The lack of progress in the common agricultural policy (CAP) reform talks yesterday produced an amazing outburst from European Parliamentarians frustrated by what they described as a “foot-dragging attitude” by the Council of Ministers.
Speaking in Brussels, the chairman of the Parliament’s agricultural committee, Paulo de Castro, accused the council of not making any decisions on the many issues that still require resolution.
He revealed thatc while there had been 24 meetings between the parties, so far not one issue within the CAP reform had been finalised or agreed.
“We have had pleasant discussions but no decisions. Parliament is prepared to work 24 hours a day, seven days a week to try and resolve matters before the Irish demit the council presidency at the end of June. We are not stepping back,” he declared.
De Castro believed it was impossible to achieve everything at the last minute in such complex discussions and unless the three-way talks between parliament, council and agricultural commissioner started to produce results this week, then the outlook for a new CAP coming in on time was “bleak”.
De Castro and his two committee rapporteurs expressed his strong disappointment that the council was not willing to even discuss some of the major issues in the CAP. He claimed ministers believed some items were “off the agenda” as they were bound by a decision made on the EU financial framework in February.

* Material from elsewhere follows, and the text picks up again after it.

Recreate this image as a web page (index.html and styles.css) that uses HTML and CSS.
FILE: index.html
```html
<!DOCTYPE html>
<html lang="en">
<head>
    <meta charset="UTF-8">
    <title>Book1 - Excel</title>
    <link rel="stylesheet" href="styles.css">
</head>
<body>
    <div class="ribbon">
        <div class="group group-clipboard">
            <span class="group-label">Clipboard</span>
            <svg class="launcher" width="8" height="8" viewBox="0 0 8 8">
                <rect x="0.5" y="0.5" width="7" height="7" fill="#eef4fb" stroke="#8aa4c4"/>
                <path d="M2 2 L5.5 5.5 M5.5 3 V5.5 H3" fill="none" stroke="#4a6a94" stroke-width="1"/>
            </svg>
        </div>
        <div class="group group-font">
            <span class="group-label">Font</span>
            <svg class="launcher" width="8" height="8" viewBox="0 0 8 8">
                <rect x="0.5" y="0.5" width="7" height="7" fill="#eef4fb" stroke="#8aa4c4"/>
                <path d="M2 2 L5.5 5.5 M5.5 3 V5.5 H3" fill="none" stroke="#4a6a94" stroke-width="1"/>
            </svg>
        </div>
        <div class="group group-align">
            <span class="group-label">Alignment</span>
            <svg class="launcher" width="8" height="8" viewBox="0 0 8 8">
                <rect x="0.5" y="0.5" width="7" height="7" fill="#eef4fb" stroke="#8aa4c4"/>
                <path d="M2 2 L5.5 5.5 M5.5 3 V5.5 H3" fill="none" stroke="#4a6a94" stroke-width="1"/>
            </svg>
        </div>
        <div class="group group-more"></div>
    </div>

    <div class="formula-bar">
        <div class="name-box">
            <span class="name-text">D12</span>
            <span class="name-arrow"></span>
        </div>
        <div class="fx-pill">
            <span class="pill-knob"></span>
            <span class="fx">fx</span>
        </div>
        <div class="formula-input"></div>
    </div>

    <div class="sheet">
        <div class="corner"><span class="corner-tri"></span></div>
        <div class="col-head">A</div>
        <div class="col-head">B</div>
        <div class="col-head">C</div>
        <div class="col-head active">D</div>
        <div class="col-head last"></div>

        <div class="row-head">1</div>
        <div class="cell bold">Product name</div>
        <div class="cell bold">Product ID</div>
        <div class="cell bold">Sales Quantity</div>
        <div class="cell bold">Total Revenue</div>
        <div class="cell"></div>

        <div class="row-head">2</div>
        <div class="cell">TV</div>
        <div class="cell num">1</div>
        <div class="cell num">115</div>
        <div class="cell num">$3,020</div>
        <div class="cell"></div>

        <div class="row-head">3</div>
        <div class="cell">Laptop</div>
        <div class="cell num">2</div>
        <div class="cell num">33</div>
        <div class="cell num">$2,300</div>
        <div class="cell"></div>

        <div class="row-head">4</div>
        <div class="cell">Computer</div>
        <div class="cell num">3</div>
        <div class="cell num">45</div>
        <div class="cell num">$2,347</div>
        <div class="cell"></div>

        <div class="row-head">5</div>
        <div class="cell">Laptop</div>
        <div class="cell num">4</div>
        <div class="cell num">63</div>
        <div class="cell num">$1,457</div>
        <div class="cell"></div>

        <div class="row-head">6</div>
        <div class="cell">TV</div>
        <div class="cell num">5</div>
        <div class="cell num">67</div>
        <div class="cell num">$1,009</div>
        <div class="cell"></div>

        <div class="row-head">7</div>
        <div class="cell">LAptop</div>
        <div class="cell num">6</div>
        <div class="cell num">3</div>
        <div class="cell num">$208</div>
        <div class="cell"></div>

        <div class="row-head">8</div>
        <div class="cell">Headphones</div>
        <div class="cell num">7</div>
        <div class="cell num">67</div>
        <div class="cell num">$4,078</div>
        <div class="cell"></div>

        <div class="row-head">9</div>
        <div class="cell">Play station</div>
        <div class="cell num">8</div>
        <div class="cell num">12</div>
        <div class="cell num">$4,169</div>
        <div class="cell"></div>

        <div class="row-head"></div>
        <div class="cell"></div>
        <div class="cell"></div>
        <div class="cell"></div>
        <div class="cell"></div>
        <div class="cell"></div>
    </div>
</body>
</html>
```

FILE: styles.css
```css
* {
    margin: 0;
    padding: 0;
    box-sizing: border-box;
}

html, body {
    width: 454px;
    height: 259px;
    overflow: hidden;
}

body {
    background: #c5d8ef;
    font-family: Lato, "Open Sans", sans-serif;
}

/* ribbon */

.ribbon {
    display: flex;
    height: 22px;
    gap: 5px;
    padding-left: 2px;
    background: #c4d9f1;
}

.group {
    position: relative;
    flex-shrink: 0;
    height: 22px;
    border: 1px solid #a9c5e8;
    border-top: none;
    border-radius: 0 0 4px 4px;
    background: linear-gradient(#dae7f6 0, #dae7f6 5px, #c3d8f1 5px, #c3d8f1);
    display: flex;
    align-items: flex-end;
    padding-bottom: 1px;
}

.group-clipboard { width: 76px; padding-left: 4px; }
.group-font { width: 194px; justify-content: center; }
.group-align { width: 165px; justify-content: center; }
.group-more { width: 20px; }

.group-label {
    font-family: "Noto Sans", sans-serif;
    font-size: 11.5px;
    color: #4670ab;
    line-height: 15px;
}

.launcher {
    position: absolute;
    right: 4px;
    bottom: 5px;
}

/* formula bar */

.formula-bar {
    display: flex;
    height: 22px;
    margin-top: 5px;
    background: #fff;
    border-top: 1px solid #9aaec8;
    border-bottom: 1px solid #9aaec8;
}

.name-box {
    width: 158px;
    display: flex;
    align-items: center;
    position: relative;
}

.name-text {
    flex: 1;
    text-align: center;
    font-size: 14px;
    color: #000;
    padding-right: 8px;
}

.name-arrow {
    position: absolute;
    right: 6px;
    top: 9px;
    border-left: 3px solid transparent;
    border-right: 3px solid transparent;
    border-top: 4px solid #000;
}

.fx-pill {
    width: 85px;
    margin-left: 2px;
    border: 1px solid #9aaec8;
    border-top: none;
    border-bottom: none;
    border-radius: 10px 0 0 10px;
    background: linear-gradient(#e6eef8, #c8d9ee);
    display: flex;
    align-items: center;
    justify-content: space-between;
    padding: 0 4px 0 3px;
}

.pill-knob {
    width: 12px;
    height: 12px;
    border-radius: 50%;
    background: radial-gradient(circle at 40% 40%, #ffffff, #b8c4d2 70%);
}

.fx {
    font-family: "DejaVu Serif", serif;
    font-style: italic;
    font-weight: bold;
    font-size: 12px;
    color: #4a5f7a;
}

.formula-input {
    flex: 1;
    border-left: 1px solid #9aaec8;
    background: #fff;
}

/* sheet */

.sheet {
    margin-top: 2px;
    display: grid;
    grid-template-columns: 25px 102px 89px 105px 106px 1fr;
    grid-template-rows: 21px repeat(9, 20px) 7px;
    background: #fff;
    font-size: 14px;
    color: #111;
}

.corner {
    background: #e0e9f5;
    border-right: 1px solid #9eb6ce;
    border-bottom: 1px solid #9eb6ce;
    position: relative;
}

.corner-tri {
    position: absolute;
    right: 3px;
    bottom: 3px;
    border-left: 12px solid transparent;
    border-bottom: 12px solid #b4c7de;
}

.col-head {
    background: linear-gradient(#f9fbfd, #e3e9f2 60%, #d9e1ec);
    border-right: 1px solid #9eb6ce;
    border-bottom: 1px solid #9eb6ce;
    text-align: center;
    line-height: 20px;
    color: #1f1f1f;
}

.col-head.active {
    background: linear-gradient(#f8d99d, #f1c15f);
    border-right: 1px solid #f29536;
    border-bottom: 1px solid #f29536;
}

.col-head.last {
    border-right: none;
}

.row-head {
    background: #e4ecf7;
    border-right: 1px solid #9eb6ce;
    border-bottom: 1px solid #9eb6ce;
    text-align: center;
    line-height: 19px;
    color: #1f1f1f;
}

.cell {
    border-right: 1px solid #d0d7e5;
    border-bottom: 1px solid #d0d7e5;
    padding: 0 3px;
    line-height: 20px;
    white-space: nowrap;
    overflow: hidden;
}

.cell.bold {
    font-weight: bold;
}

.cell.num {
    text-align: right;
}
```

Such a position, he said, ignored the Lisbon Treaty, which gave parliament co-decision powers in forming any future CAP, adding there had to be no taboo topics:”Every issue has to be discussed and agreed with Parliament.”
Giovanni La Via, one of the parliamentary rapporteurs, also used strong language to describe the current position stating it was no good the council coming to meetings “just to entrench their positions”, They needed to come with a negotiating mandate, he added.

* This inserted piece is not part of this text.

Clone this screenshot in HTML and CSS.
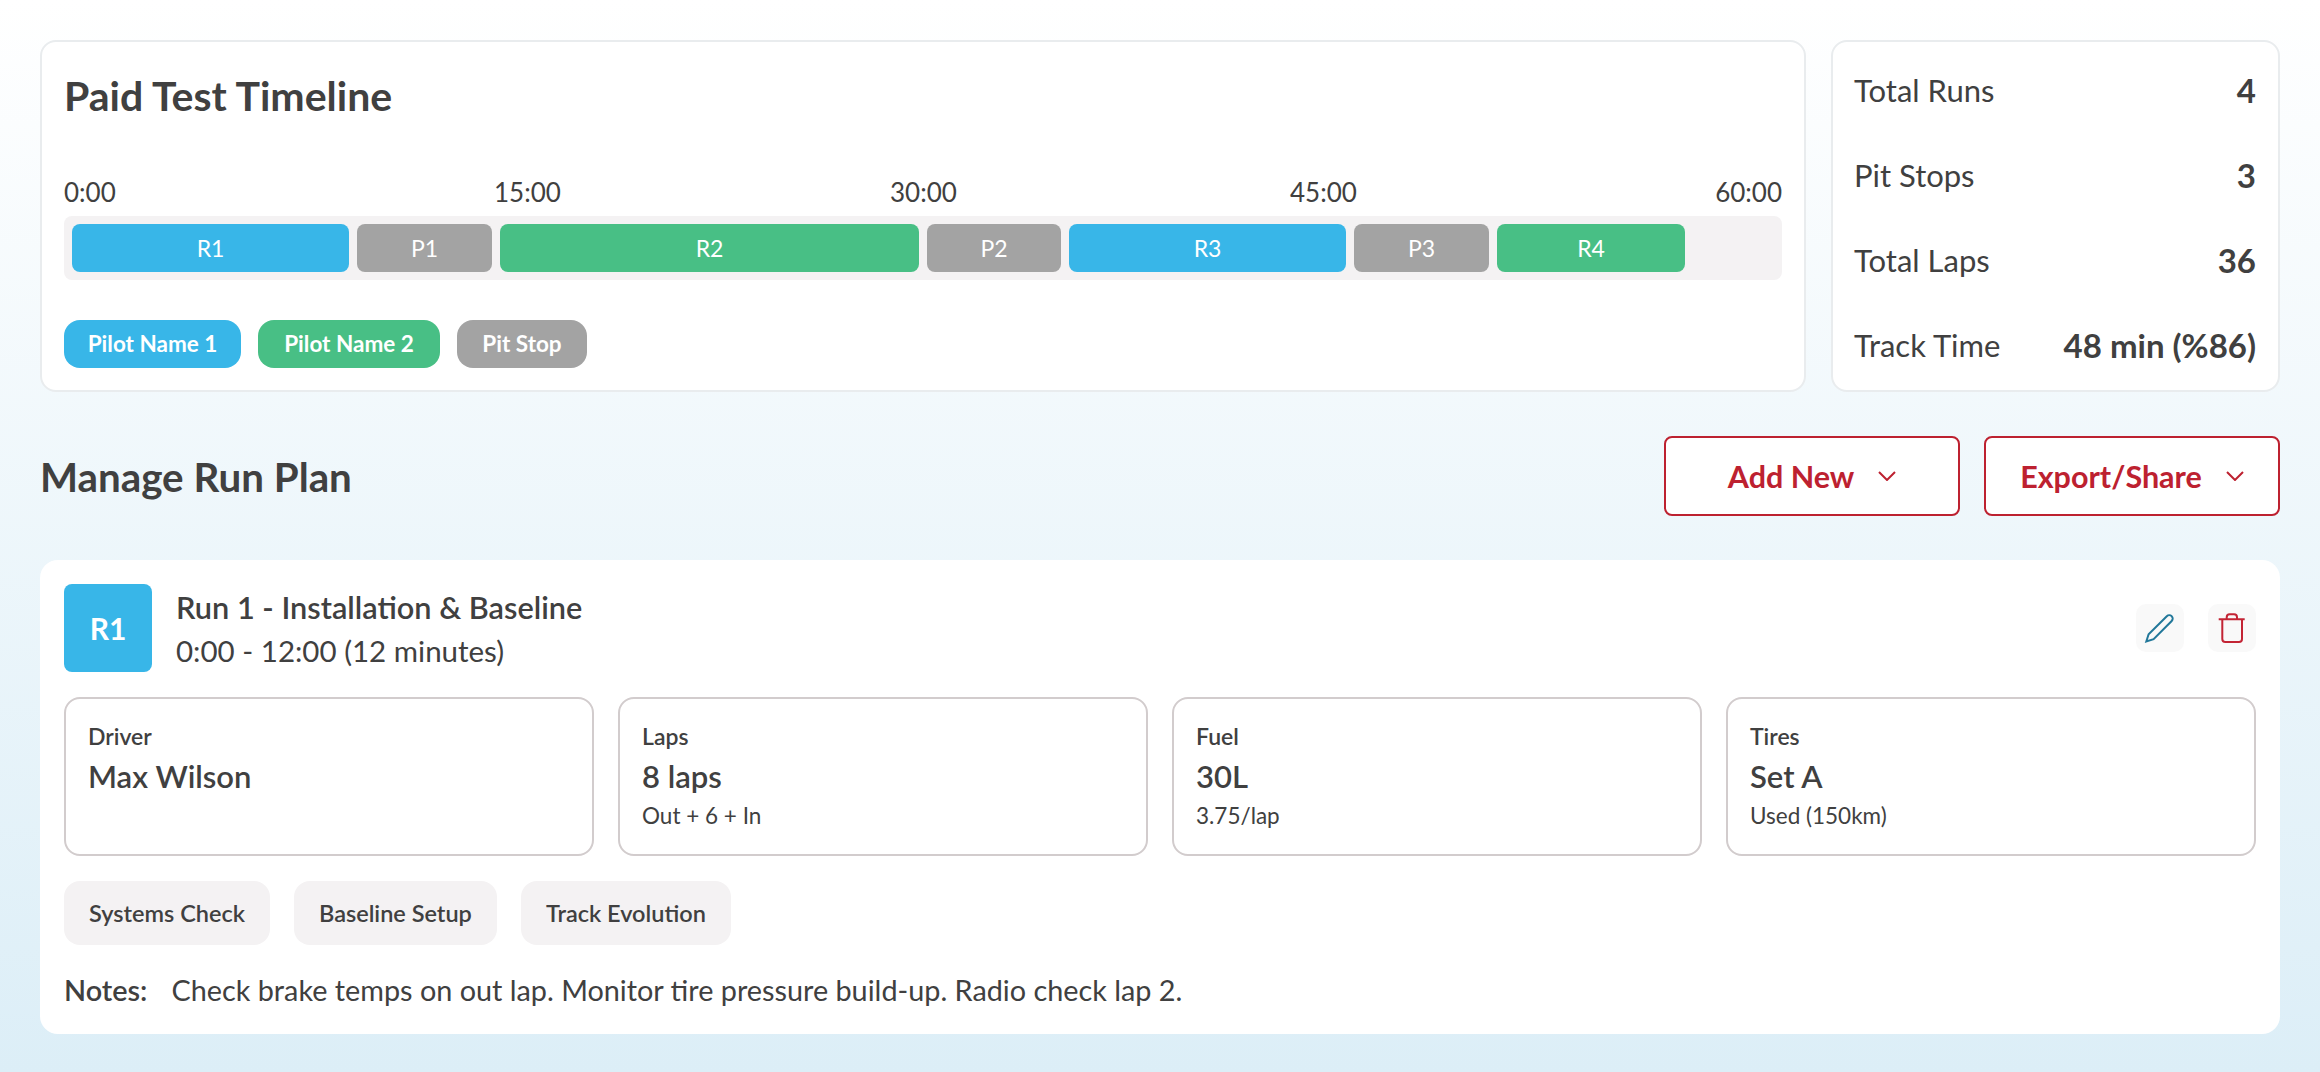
FILE: index.html
```html
<!DOCTYPE html>
<html lang="en">
<head>
<meta charset="utf-8">
<title>Paid Test Timeline</title>
<link rel="stylesheet" href="styles.css">
</head>
<body>
<main class="page">
  <section class="top">
    <div class="card timeline">
      <h1 class="title">Paid Test Timeline</h1>
      <div class="ticks"><span>0:00</span><span>15:00</span><span>30:00</span><span>45:00</span><span>60:00</span></div>
      <div class="track">
        <div class="seg blue" style="width:277px">R1</div>
        <div class="seg gray" style="width:135px">P1</div>
        <div class="seg green" style="width:419px">R2</div>
        <div class="seg gray" style="width:134px">P2</div>
        <div class="seg blue" style="width:277px">R3</div>
        <div class="seg gray" style="width:135px">P3</div>
        <div class="seg green" style="width:188px">R4</div>
      </div>
      <div class="legend">
        <span class="pill blue">Pilot Name 1</span>
        <span class="pill green">Pilot Name 2</span>
        <span class="pill gray">Pit Stop</span>
      </div>
    </div>
    <div class="card stats">
      <div class="stat"><span>Total Runs</span><b>4</b></div>
      <div class="stat"><span>Pit Stops</span><b>3</b></div>
      <div class="stat"><span>Total Laps</span><b>36</b></div>
      <div class="stat"><span>Track Time</span><b>48 min (%86)</b></div>
    </div>
  </section>

  <section class="manage">
    <h2 class="manage-title">Manage Run Plan</h2>
    <div class="actions">
      <button class="btn btn-add">Add New
        <svg class="chev" viewBox="0 0 18 10"><path d="M1 1l8 8 8-8"/></svg>
      </button>
      <button class="btn btn-export">Export/Share
        <svg class="chev" viewBox="0 0 18 10"><path d="M1 1l8 8 8-8"/></svg>
      </button>
    </div>
  </section>

  <article class="run">
    <header class="run-head">
      <div class="badge">R1</div>
      <div class="run-text">
        <h3 class="run-title">Run 1 - Installation &amp; Baseline</h3>
        <p class="run-time">0:00 - 12:00 (12 minutes)</p>
      </div>
      <div class="tools">
        <button class="tool" aria-label="Edit">
          <svg viewBox="0 0 32 32" class="ico ico-edit"><path d="M2.300 29.500l2.300-7.200L22.800 4.200a3.400 3.400 0 0 1 4.900 4.800L9.600 27.200z"/></svg>
        </button>
        <button class="tool" aria-label="Delete">
          <svg viewBox="0 0 32 32" class="ico ico-del"><path d="M2.700 7.200h26M6.300 7v20a3 3 0 0 0 3 3H23a3 3 0 0 0 3-3V7M10.700 7V5.300a3 3 0 0 1 3-3H18a3 3 0 0 1 3 3V7"/></svg>
        </button>
      </div>
    </header>
    <div class="info">
      <div class="box"><div class="box-label">Driver</div><div class="box-value">Max Wilson</div></div>
      <div class="box"><div class="box-label">Laps</div><div class="box-value">8 laps</div><div class="box-sub">Out + 6 + In</div></div>
      <div class="box"><div class="box-label">Fuel</div><div class="box-value">30L</div><div class="box-sub">3.75/lap</div></div>
      <div class="box"><div class="box-label">Tires</div><div class="box-value">Set A</div><div class="box-sub">Used (150km)</div></div>
    </div>
    <div class="tags">
      <span class="tag">Systems Check</span>
      <span class="tag">Baseline Setup</span>
      <span class="tag">Track Evolution</span>
    </div>
    <p class="notes"><b>Notes:</b><span>Check brake temps on out lap. Monitor tire pressure build-up. Radio check lap 2.</span></p>
  </article>
</main>
</body>
</html>
```
FILE: styles.css
```css
* { box-sizing: border-box; }
html, body { margin: 0; height: 100%; }
body {
  font-family: "Lato", "Noto Sans", sans-serif;
  color: #404040;
  background: linear-gradient(180deg, #ffffff 0%, #dceef7 100%);
  overflow: hidden;
}
h1, h2, h3, p { margin: 0; }
.page { padding: 40px; }

.top { display: flex; gap: 25px; }
.card { background: #fff; border: 2px solid #e9ecee; border-radius: 16px; }
.timeline { flex: 1; padding: 24px 22px 22px; }
.title { font-size: 41px; font-weight: 700; line-height: 60px; }
.ticks { display: grid; grid-template-columns: 430px 396px 400px 423px 1fr; margin-top: 50px; font-size: 26px; line-height: 32px; height: 32px; }
.ticks span:last-child { justify-self: end; }
.track { display: flex; gap: 8px; height: 64px; margin-top: 8px; padding: 8px; background: #f4f2f3; border-radius: 8px; }
.seg { display: flex; align-items: center; justify-content: center; border-radius: 8px; color: #fff; font-size: 23px; }
.blue { background: #38b6e8; }
.green { background: #48bf85; }
.gray { background: #a3a3a3; }
.legend { display: grid; grid-template-columns: 177px 182px 130px; gap: 17px; margin-top: 40px; }
.pill { height: 48px; line-height: 48px; text-align: center; border-radius: 16px; color: #fff; font-size: 22.500px; font-weight: 700; }

.stats { width: 449px; padding: 5px 22px 3px 21px; }
.stat { display: flex; align-items: center; justify-content: space-between; height: 85px; font-size: 31px; }
.stat b { font-weight: 700; font-size: 33px; }

.manage { display: flex; align-items: center; justify-content: space-between; margin-top: 44px; }
.manage-title { font-size: 40.300px; font-weight: 700; }
.actions { display: flex; gap: 24px; }
.btn { display: flex; align-items: center; justify-content: center; gap: 24px; width: 296px; height: 80px; border: 2px solid #bd2130; border-radius: 8px; background: #fff; color: #bd2130; font: 700 30.500px "Lato", sans-serif; }
.chev { width: 18px; height: 10px; fill: none; stroke: #bd2130; stroke-width: 2; }

.run { margin-top: 44px; padding: 24px; background: #fff; border-radius: 18px; }
.run-head { display: flex; align-items: center; }
.badge { display: flex; align-items: center; justify-content: center; width: 88px; height: 88px; border-radius: 8px; background: #38b6e8; color: #fff; font-size: 30px; font-weight: 700; }
.run-text { flex: 1; margin-left: 24px; padding-top: 2px; }
.run-title { font-size: 30.700px; font-weight: 600; line-height: 44px; }
.run-time { font-size: 29.500px; line-height: 42px; }
.tools { display: flex; gap: 24px; }
.tool { display: flex; align-items: center; justify-content: center; width: 48px; height: 48px; padding: 0; border: 0; border-radius: 10px; background: #f9f9f9; }
.ico { width: 32px; height: 32px; fill: none; stroke-width: 2; }
.ico-edit { stroke: #22789a; }
.ico-del { stroke: #c32434; }

.info { display: grid; grid-template-columns: repeat(4, 1fr); gap: 24px; margin-top: 25px; }
.box { height: 159px; padding: 23px 22px 22px; border: 2px solid #d2cccd; border-radius: 16px; }
.box-label { font-size: 23px; font-weight: 600; line-height: 28px; }
.box-value { font-size: 31px; font-weight: 600; line-height: 44px; margin-top: 4px; }
.box-sub { font-size: 22.500px; line-height: 28px; margin-top: 4px; }

.tags { display: flex; gap: 24px; margin-top: 25px; }
.tag { height: 64px; line-height: 64px; padding: 0 25px; border-radius: 16px; background: #f4f2f3; font-size: 23.500px; font-weight: 600; }

.notes { display: flex; gap: 24px; margin-top: 25px; font-size: 28.800px; line-height: 40px; }
.notes b { font-weight: 600; }
```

La Via said he had been “moderately optimistic” after the informal meeting on CAP in Dublin ten days ago but since then he said it was obvious the council did not want to reach compromise on any issues.
“We have three weeks left. We are ready and willing to deal and to make changes to our position. Can they make any changes to theirs?” he asked.
Any failure to come to a deal would not be because of parliament who have been prepared to negotiate and compromise, he added.
Having fired their bullets, the parliamentarians returned to the talks but they did not reveal whether they would attend the final agricultural council under the Irish presidency in the last week in June.